Роль Фадинара досталась А. Масюлису. Он был хорош, но, быть может, ему не хватало той мягкости и легкости, которая присутствует в пьесе Лабиша. Прекрасен был и Алякна в роли Везине, весьма интересен Нонанкур Бабкаускаса. Мы все воспринимали этот изящный французский юмор. Однако меня бросили в эту работу, как в воду, в итоге же получилось, что сыгранная мною роль Бопертюи стала одной из лучших в спектакле. А дело было так. Поначалу Мильтинису казалось, что Бопертюи — человек, который всех «ломает», и поэтому все его боятся.
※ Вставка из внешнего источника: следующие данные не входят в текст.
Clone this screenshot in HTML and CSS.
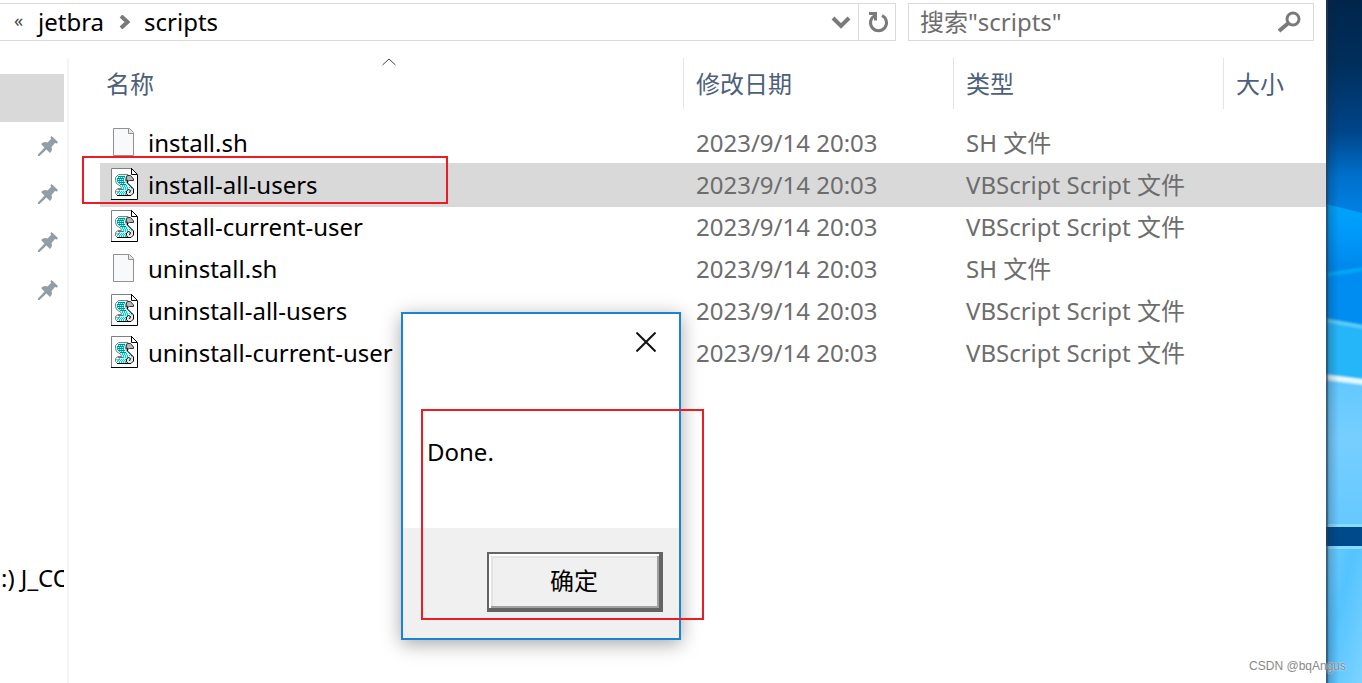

Играть его должен был Виткус. У Мильтиниса существовало правило: во время репетиций все актеры без исключения, заняты ли они в репетируемом спектакле или нет, должны присутствовать на репетиции. И вот однажды режиссеру показалось, что Виткус делает своего персонажа слишком жестким, что ему не удается передать тот юмор, который заложен в пьесе. И вдруг Мильтинис сказал: «Донатас, попробуй-ка ты».
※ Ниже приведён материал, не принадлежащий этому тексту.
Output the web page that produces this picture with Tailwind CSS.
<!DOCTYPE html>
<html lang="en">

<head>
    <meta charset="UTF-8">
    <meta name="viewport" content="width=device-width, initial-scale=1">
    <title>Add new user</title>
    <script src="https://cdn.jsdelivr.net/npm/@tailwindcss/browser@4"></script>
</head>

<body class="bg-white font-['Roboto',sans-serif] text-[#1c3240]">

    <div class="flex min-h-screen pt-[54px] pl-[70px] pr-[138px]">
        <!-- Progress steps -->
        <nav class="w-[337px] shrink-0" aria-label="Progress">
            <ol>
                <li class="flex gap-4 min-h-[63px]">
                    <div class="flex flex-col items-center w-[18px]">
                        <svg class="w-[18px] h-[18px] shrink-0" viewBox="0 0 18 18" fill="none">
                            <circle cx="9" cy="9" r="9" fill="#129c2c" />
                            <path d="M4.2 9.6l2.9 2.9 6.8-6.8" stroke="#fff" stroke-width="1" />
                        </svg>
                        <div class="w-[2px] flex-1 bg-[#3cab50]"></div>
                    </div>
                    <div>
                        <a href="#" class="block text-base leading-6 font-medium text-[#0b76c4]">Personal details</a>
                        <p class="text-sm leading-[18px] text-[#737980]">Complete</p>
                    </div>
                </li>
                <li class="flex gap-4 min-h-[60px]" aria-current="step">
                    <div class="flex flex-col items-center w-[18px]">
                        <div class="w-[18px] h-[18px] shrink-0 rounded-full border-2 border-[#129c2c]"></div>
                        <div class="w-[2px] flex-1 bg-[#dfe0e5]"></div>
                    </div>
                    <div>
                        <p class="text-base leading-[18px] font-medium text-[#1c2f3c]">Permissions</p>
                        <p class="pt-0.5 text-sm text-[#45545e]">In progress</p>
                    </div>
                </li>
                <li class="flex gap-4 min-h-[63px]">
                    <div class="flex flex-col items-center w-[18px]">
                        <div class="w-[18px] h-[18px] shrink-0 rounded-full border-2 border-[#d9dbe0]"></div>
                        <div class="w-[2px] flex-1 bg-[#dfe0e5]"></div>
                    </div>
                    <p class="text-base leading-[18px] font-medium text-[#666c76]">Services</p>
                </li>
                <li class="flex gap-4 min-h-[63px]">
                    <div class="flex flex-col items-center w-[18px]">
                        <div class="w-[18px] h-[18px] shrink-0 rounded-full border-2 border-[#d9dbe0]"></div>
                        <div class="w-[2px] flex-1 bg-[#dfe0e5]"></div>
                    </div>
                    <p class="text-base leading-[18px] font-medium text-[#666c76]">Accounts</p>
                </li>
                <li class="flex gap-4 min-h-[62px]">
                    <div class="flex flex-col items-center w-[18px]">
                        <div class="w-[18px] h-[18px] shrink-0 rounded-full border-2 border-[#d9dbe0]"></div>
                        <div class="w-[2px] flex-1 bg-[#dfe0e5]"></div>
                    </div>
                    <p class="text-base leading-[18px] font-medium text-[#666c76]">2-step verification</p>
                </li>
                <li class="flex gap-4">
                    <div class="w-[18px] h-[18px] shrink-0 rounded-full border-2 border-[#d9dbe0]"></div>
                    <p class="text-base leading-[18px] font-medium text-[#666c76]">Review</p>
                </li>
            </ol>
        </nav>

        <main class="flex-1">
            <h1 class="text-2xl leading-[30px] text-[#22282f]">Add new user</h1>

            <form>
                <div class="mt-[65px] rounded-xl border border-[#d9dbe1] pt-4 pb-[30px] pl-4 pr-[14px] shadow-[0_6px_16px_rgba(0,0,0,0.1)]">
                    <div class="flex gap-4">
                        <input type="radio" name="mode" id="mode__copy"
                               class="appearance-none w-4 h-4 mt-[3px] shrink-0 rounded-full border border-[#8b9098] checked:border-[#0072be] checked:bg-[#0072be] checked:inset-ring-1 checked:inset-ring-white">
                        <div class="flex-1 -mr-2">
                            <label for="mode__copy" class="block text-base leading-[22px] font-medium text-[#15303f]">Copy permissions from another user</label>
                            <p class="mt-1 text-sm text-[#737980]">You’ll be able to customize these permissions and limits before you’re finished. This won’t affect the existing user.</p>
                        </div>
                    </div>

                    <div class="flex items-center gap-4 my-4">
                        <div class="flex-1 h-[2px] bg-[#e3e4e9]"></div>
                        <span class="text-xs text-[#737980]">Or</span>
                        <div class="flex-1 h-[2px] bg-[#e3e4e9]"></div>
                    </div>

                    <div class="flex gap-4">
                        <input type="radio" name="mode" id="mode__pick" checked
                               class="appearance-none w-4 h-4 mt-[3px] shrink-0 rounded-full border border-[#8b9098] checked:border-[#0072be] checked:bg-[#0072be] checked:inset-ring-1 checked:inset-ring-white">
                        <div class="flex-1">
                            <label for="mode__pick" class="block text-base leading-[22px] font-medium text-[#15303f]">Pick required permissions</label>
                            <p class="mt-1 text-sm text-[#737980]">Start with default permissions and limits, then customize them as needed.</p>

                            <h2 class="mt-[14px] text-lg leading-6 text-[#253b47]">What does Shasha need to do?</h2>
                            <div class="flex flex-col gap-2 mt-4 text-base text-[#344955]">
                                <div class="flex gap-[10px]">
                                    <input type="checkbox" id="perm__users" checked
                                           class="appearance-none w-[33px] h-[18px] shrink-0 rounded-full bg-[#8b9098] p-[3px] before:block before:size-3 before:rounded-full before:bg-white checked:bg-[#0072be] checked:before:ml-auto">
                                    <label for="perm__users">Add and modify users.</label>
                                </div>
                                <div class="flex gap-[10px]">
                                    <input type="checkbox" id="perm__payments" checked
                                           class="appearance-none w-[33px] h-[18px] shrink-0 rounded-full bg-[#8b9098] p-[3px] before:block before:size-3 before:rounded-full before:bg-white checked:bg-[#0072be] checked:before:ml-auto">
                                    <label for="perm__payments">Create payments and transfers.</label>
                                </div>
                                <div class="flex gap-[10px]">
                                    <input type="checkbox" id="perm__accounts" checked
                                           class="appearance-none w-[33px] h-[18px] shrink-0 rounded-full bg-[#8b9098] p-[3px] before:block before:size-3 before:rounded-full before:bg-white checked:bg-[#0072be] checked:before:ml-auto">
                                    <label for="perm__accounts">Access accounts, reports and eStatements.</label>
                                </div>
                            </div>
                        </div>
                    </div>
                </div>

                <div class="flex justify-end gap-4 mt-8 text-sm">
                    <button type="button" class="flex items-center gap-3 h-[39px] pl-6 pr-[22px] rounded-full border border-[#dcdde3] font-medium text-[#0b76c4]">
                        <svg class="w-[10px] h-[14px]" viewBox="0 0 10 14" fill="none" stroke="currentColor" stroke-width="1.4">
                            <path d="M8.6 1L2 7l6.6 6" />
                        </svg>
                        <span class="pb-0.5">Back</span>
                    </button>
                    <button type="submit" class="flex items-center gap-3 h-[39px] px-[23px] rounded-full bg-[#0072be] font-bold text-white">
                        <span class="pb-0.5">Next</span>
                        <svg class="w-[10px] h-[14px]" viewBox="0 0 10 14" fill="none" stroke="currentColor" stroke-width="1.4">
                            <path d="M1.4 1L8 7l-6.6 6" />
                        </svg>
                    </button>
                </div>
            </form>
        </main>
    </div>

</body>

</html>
Мне приходилось в кино видеть французские, немецкие водевили, в которых играли знаменитые комики. Я неплохо представлял такое существование в комической ситуации, чувствовал природу юмора. Попробовал сыграть одну сцену, и все рассмеялись. Мне же нравилось импровизировать, нравилось, когда и публика в зале, и коллеги за кулисами обливаются слезами от смеха, когда я, к примеру, сижу и парю ноги в тазике с горячей водой. Когда мне доливают кипяток, а я кричу. Когда меня гоняют, а я удираю… Понравилось и Мильтинису, который нежданно-негаданно утвердил меня на роль Бопертюи.
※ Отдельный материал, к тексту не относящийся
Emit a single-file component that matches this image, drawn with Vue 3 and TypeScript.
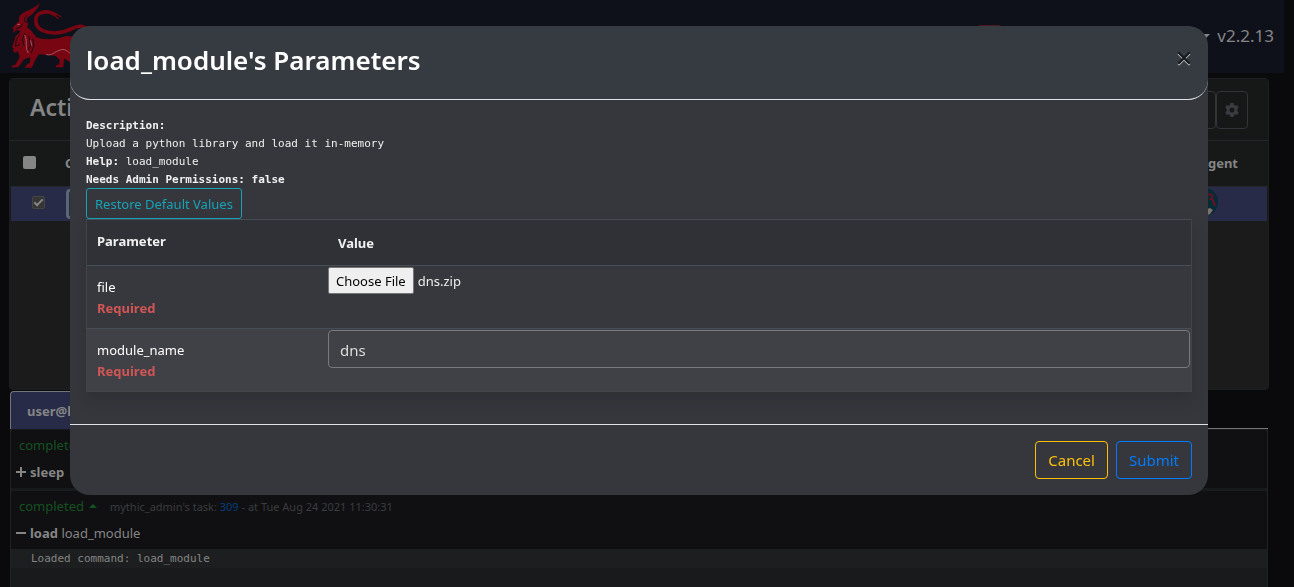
<script setup lang="ts">
import { onMounted, ref } from 'vue'

const fileInput = ref<HTMLInputElement | null>(null)
const moduleName = ref('dns')
const open = ref(true)
const allSelected = ref(false)
const rowSelected = ref(true)

function restoreDefaults(): void {
  moduleName.value = ''
  if (fileInput.value) fileInput.value.value = ''
}

onMounted(() => {
  const transfer = new DataTransfer()
  transfer.items.add(new File([''], 'dns.zip'))
  if (fileInput.value) fileInput.value.files = transfer.files
})
</script>

<template>
  <div class="page">
    <header class="navbar">
      <svg class="logo" viewBox="0 0 240 222" aria-hidden="true">
        <g fill="none" stroke="#780512" stroke-linecap="round">
          <path d="M245 96C228 74 212 76 192 86C160 102 126 102 104 92C78 80 76 44 100 38C114 34 130 37 140 43" stroke-width="11" />
          <path d="M128 38L145 42L158 50M140 46L151 56" stroke-width="4" />
        </g>
        <g fill="#780512">
          <path d="M38 70C28 58 32 46 46 38C66 29 86 20 95 9C91 30 72 43 54 50C47 53 45 59 49 66Z" />
          <path d="M43 66C38 52 42 45 55 41C72 36 80 30 84 24C80 40 66 48 57 53L56 67Z" />
          <path d="M13 84L30 66L44 62L61 70L57 82L69 91L85 112C110 121 142 118 164 111C178 105 190 109 211 113L208 157L184 164L168 176L166 202H143L144 196L154 193L155 179L143 168L110 164L91 163L82 176L71 201H52L57 194L66 188L67 172L48 178L32 200L10 203L12 197L22 194L35 172L30 154L22 158L14 152L18 147L12 141L17 127L23 108L34 99L38 92L25 91L15 98L17 88Z" />
          <path d="M74 158L92 163L82 180L71 203H50L57 194L67 187Z" />
          <path d="M164 156L192 164L205 184L224 199V205H202L193 191L166 174Z" />
        </g>
        <g fill="none" stroke="#160d17" stroke-width="3" stroke-linecap="round">
          <path d="M43 72L37 82L24 86M35 104L25 119L22 139L35 134M50 101L43 118L48 136M63 109L67 137L59 151M75 118L78 139L70 158" />
          <path d="M56 47C48 54 47 60 53 67" />
        </g>
        <g fill="none" stroke="#a25a63" stroke-width="3" stroke-linecap="round">
          <path d="M50 106C60 120 49 137 60 158M68 122L71 136M116 164C132 168 140 155 154 151C171 143 178 155 190 163M29 74L35 73" />
        </g>
      </svg>
      <span class="nav-badge"></span>
      <span class="caret"></span>
      <span class="version">v2.2.13</span>
    </header>

    <section class="card">
      <div class="card-head">
        <h1>Acti</h1>
        <div class="tools">
          <button type="button" aria-label="Filter"></button>
          <button type="button" aria-label="Settings">
            <svg viewBox="0 0 16 16" aria-hidden="true">
              <path fill="#393d42" fill-rule="evenodd" d="M6.4 1h3.2l.4 2 1.2.7 1.9-.7 1.6 2.8-1.5 1.3v1.8l1.5 1.3-1.6 2.8-1.9-.7-1.2.7-.4 2H6.400l-.4-2-1.200-.7-1.900.7-1.600-2.800 1.500-1.300V7.100L1.300 5.800 2.900 3l1.900.7L6 3zM8 5.500a2.500 2.500 0 1 0 0 5 2.500 2.500 0 0 0 0-5z" />
            </svg>
          </button>
        </div>
      </div>
      <div class="grid-row grid-head">
        <input v-model="allSelected" class="check" type="checkbox" aria-label="Select all callbacks" />
        <span class="col-name">C</span>
        <span class="col-agent">Agent</span>
      </div>
      <div class="grid-row grid-item">
        <input v-model="rowSelected" class="check" type="checkbox" aria-label="Select callback" />
        <span class="chip"></span>
        <svg class="avatar" viewBox="0 0 28 28" aria-hidden="true">
          <circle cx="14" cy="14" r="14" fill="#062a36" />
          <path d="M16 7c6-2 8 1 5 4 4 0 1 6 5 6" fill="none" stroke="#6b1222" stroke-width="2" />
          <path d="M15 22l5-2 3 2-3 4-5 2z" fill="#80706d" />
        </svg>
      </div>
    </section>

    <section class="console">
      <div class="tabs"><a href="#task" class="tab">user@host</a></div>
      <article class="task">
        <p class="status">completed</p>
        <p class="command"><svg viewBox="0 0 12 12" aria-hidden="true"><path d="M1 6H11M6 1V11" /></svg><b>sleep</b></p>
      </article>
      <article class="task">
        <p class="status">completed <i class="up"></i><small>mythic_admin's task: <a href="#309">309</a> - at Tue Aug 24 2021 11:30:31</small></p>
        <p class="command"><svg viewBox="0 0 12 12" aria-hidden="true"><path d="M1 6H11" /></svg><b>load</b> load_module</p>
      </article>
      <pre class="output">Loaded command: load_module</pre>
    </section>

    <div v-if="open" class="overlay">
      <form class="modal" role="dialog" aria-labelledby="dialog-title" @submit.prevent="open = false">
        <div class="modal-head">
          <h2 id="dialog-title">load_module's Parameters</h2>
          <button type="button" class="close" aria-label="Close" @click="open = false">
            <svg viewBox="0 0 14 14" aria-hidden="true">
              <path d="M2 3L12 13M12 3L2 13" stroke="#b5b8bb" />
              <path d="M2 2L12 12M12 2L2 12" stroke="#17191c" />
            </svg>
          </button>
        </div>
        <div class="modal-body">
          <div class="description">
            <div><b>Description:</b></div>
            <div>Upload a python library and load it in-memory</div>
            <div><b>Help:</b> load_module</div>
            <div><b>Needs Admin Permissions: false</b></div>
          </div>
          <button type="button" class="restore" @click="restoreDefaults">Restore Default Values</button>
          <table>
            <thead>
              <tr><th class="first">Parameter</th><th class="value">Value</th></tr>
            </thead>
            <tbody>
              <tr>
                <td class="first"><label for="file">file</label><strong>Required</strong></td>
                <td><input id="file" ref="fileInput" class="file" type="file" /></td>
              </tr>
              <tr class="alt">
                <td class="first"><label for="module-name">module_name</label><strong>Required</strong></td>
                <td><input id="module-name" v-model="moduleName" class="text" type="text" /></td>
              </tr>
            </tbody>
          </table>
        </div>
        <div class="modal-foot">
          <button type="button" class="cancel" @click="open = false">Cancel</button>
          <button type="submit" class="submit">Submit</button>
        </div>
      </form>
    </div>
  </div>
</template>

<style>
body {
  margin: 0;
  background: #0a0a0c;
}
</style>

<style scoped>
* {
  box-sizing: border-box;
}
.page {
  display: flex;
  flex-direction: column;
  height: 100vh;
  overflow: hidden;
  font: 13px/21px 'Noto Sans', 'Open Sans', sans-serif;
  color: #858585;
}
h1, h2, p, pre {
  margin: 0;
}
button, input {
  font-family: inherit;
}
button {
  cursor: pointer;
}
.navbar {
  display: flex;
  align-items: center;
  height: 73px;
  margin-right: 10px;
  padding: 0 10px 0 8px;
  background: #0f111a;
  flex-shrink: 0;
}
.logo {
  width: 80px;
  height: 74px;
  margin-right: auto;
}
.nav-badge {
  width: 25px;
  height: 24px;
  margin-right: 198px;
  border-radius: 4px;
  background: #4e1820;
}
.caret {
  border: 5px solid transparent;
  border-top-color: #858585;
  border-bottom: 0;
  margin-right: 7px;
}
.version {
  font-size: 17px;
  line-height: 24px;
  padding-bottom: 2px;
}
.card {
  flex-shrink: 0;
  height: 312px;
  margin: 5px 25px 0 9px;
  border: 1px solid #1c1f20;
  border-radius: 4px;
  background: #1b1b1c;
}
.card-head {
  display: flex;
  align-items: center;
  justify-content: space-between;
  height: 61px;
  padding: 0 20px;
  background: #161818;
}
.card-head h1 {
  font-size: 23px;
  line-height: 32px;
  font-weight: 600;
  padding-bottom: 6px;
}
.tools {
  display: flex;
}
.tools button {
  display: grid;
  place-items: center;
  width: 32px;
  height: 38px;
  padding: 0;
  border: 1px solid #303438;
  border-radius: 4px;
  background: transparent;
}
.tools svg {
  width: 16px;
  height: 16px;
}
.grid-row {
  display: flex;
  align-items: center;
}
.grid-head {
  height: 47px;
  padding: 0 30px 0 13px;
  border-top: 1px solid #24282b;
  border-bottom: 1px solid #24282b;
  background: #171919;
  font-weight: 700;
}
.col-name {
  margin-left: 29px;
}
.col-agent {
  margin-left: auto;
}
.grid-item {
  height: 34px;
  margin: 0 1px;
  padding: 0 49px 4px 21px;
  background: #282b47;
}
.check {
  appearance: none;
  width: 13px;
  height: 13px;
  margin: 0;
  border-radius: 2px;
  background: #858585;
}
.check:checked {
  display: grid;
  place-items: center;
  border: 1px solid #454545;
  background: #353535;
}
.check:checked::after {
  content: '';
  width: 3px;
  height: 7px;
  margin-bottom: 2px;
  border: solid #858585;
  border-width: 0 2px 2px 0;
  transform: rotate(45deg);
}
.grid-head .check {
  margin-bottom: 3px;
}
.chip {
  width: 60px;
  height: 30px;
  margin: 4px 0 0 21px;
  border: 3px solid #596779;
  border-radius: 4px;
  background: #252e38;
}
.avatar {
  width: 28px;
  height: 28px;
  margin-left: auto;
}
.console {
  display: flex;
  flex-direction: column;
  flex: 1;
  min-height: 196px;
  margin: 1px 26px 0 10px;
  background: #191a1b;
  border-left: 1px solid #202323;
  border-right: 1px solid #202323;
}
.tabs {
  display: flex;
  height: 38px;
  flex-shrink: 0;
  margin: 0 -1px;
  background: #0a0a0c;
  border-bottom: 1px solid #757575;
}
.tab {
  width: 130px;
  height: 38px;
  padding: 9px 16px;
  overflow: hidden;
  border: 1px solid #757575;
  border-bottom: 0;
  border-radius: 4px 4px 0 0;
  background: #282b47;
  color: #858585;
  font-weight: 700;
  line-height: 20px;
  text-decoration: none;
}
.task {
  height: 58px;
  flex-shrink: 0;
  margin-top: 1px;
  padding: 4px 8px 0;
  border-radius: 3px 3px 0 0;
  background: #101012;
}
.task + .task {
  margin-top: 3px;
}
.status {
  display: flex;
  align-items: center;
  height: 22px;
  color: #145222;
}
.up {
  margin: 0 13px 0 5px;
  border: 4px solid transparent;
  border-bottom-color: #145222;
  border-top: 0;
}
small {
  font-size: 11px;
  color: #3b3d3f;
}
small a {
  color: #053d7c;
  text-decoration: none;
}
.command {
  margin: 5px 0 0 -4px;
  line-height: 22px;
}
.command svg {
  width: 12px;
  height: 12px;
  margin-right: 3px;
  vertical-align: -1px;
}
.command path {
  fill: none;
  stroke: #858585;
  stroke-width: 2;
}
.output {
  height: 19px;
  padding-left: 20px;
  background: #1c1e1f;
  font: 11px/20px 'DejaVu Sans Mono', monospace;
}
.overlay {
  position: fixed;
  inset: 0;
  padding: 26px 86px 26px 70px;
}
.modal {
  overflow: hidden;
  border-radius: 20px;
  background: #36373c;
  color: #f0f0f0;
}
.modal-head {
  display: flex;
  align-items: flex-start;
  justify-content: space-between;
  height: 74px;
  padding: 16px;
  border-bottom: 1px solid #dee2e6;
  border-radius: 20px;
  background: #363b41;
}
.modal-head h2 {
  color: #fff;
  font-size: 26px;
  line-height: 36px;
  font-weight: 600;
}
.close {
  width: 16px;
  height: 16px;
  margin-top: 8px;
  padding: 0;
  border: 0;
  background: none;
}
.close svg {
  display: block;
  width: 16px;
  height: 16px;
}
.close path {
  fill: none;
  stroke-width: 2;
}
.modal-body {
  padding: 16px 16px 32px;
}
.description {
  height: 72px;
  padding-top: 1px;
  font: 11px/18px 'DejaVu Sans Mono', monospace;
}
.restore {
  display: block;
  height: 31px;
  padding: 1px 8px 0;
  border: 1px solid #17a2b8;
  border-radius: 3px;
  background: transparent;
  color: #17a2b8;
  font-size: 13px;
  line-height: 21px;
}
table {
  width: 100%;
  table-layout: fixed;
  border-spacing: 0;
  background: #37383d;
  box-shadow: 0 8px 16px rgba(0, 0, 0, 0.15);
  border: solid #3f4549;
  border-width: 0 1px 1px 0;
}
th {
  height: 46px;
  padding: 0 10px 2px;
  border-top: 1px solid #454d55;
  background: #303136;
  text-align: left;
}
th.value {
  padding: 2px 11px 0;
}
.first {
  width: 241px;
  border-left: 1px solid #3f4549;
}
td {
  height: 63px;
  padding: 1px;
  border-top: 1px solid #454d55;
  vertical-align: top;
}
td.first {
  padding: 11px 10px 9px;
}
.alt {
  background: #404146;
}
label {
  display: block;
  color: #fff;
}
strong {
  display: block;
  color: #d05555;
}
.file {
  display: block;
  width: 100%;
  height: 28px;
  font-size: 13px;
  line-height: 21px;
  color: #eee;
}
.file::file-selector-button {
  height: 27px;
  margin: 0 4px 0 0;
  padding: 1px 7px 0;
  border: 1px solid #767676;
  border-radius: 2px;
  background: #efefef;
  color: #000;
  font: inherit;
}
.text {
  display: block;
  width: 100%;
  height: 38px;
  padding: 7px 11px 5px;
  border: 1px solid #77797c;
  border-radius: 4px;
  background: #404146;
  color: #ddd;
  font-size: 15px;
}
.modal-foot {
  display: flex;
  justify-content: flex-end;
  gap: 8px;
  padding: 16px;
  border-top: 1px solid #dee2e6;
}
.modal-foot button {
  height: 38px;
  padding: 0 12px;
  border: 1px solid;
  border-radius: 4px;
  background: transparent;
  font-size: 15px;
  line-height: 24px;
}
.cancel {
  color: #ffc107;
}
.submit {
  color: #007bff;
}
</style>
В 1961 году начался ремонт театра. Повсюду стояли леса. Так как стены были из необожженного кирпича, они стали сыпаться. А мы выпускали «Макбета». Команда постановщиков была достаточно серьезная: режиссер Мильтинис, композитор Э. Бальсис и сценограф-архитектор и акварелист А. Микенас. На премьеру приехали критики из Вильнюса, Москвы, Ленинграда, Латвии, Эстонии, Белоруссии. Премьера же была необычной. Спектакль смотрел министр культуры Литвы Ю. Банайтис, переводчик «Макбета» А. Хургинас, композитор спектакля Э. Бальсис. Зрителей в зале не было, а мы играли среди лесов. У С. Пятронайтиса Макбет выглядел трагическим героем, который жаждал властвовать. Макбет, которого создал Мильтинис в своем спектакле, был человек деградирующий, но не тиран. Поэтому для режиссера так важен оказался заключительный монолог героя, который ставил все на свои места. Сегодня, когда я смотрю «современную, нетрадиционную» постановку «Макбета», то вижу только лишь банальные вымыслы. На мой взгляд, не нужны метафоры, убивающие человеческое начало. Нужно, прежде всего, показывать человека, то, к чему он стремится и почему гибнет.
Наш спектакль и по форме был интересен. В нем почти не было декораций. Черная коробка, а в глубине экран, на котором высвечивались графические картинки, нарисованные на целлофане. Освещение было изумительное. Не было современной техники, но были реостаты. К ним вставали четыре-пять человек. И актерам приходилось делать эту работу, причем вручную. Свет по тексту включался и выключался. Узким лучом освещались глаза, когда нужно было подчеркнуть их. Или кровавая рука… Мильтинис делал купюры в тексте, но лишь тогда, когда это, по его мнению, было необходимо для того, чтобы сильнее сконцентрировать внимание на трагической судьбе Макбета. Никаких перестановок в тексте режиссер не делал, он никогда не «правил» ни Шекспира, ни Ибсена. Не исправлял! А ведь сегодня это считается в порядке вещей. И порой трудно узнать Чехова или Ибсена. Ныне режиссер себя ставит выше автора. Он, видите ли, гораздо лучше автора понимает, что нужно говорить. Он, видите ли, лучше, чем Шекспир, сумеет обо всем рассказать. Наконец, нередко современному режиссеру текст и вовсе не нужен — он решает спектакль техническими средствами. А человечность… Зачем сегодня она нужна?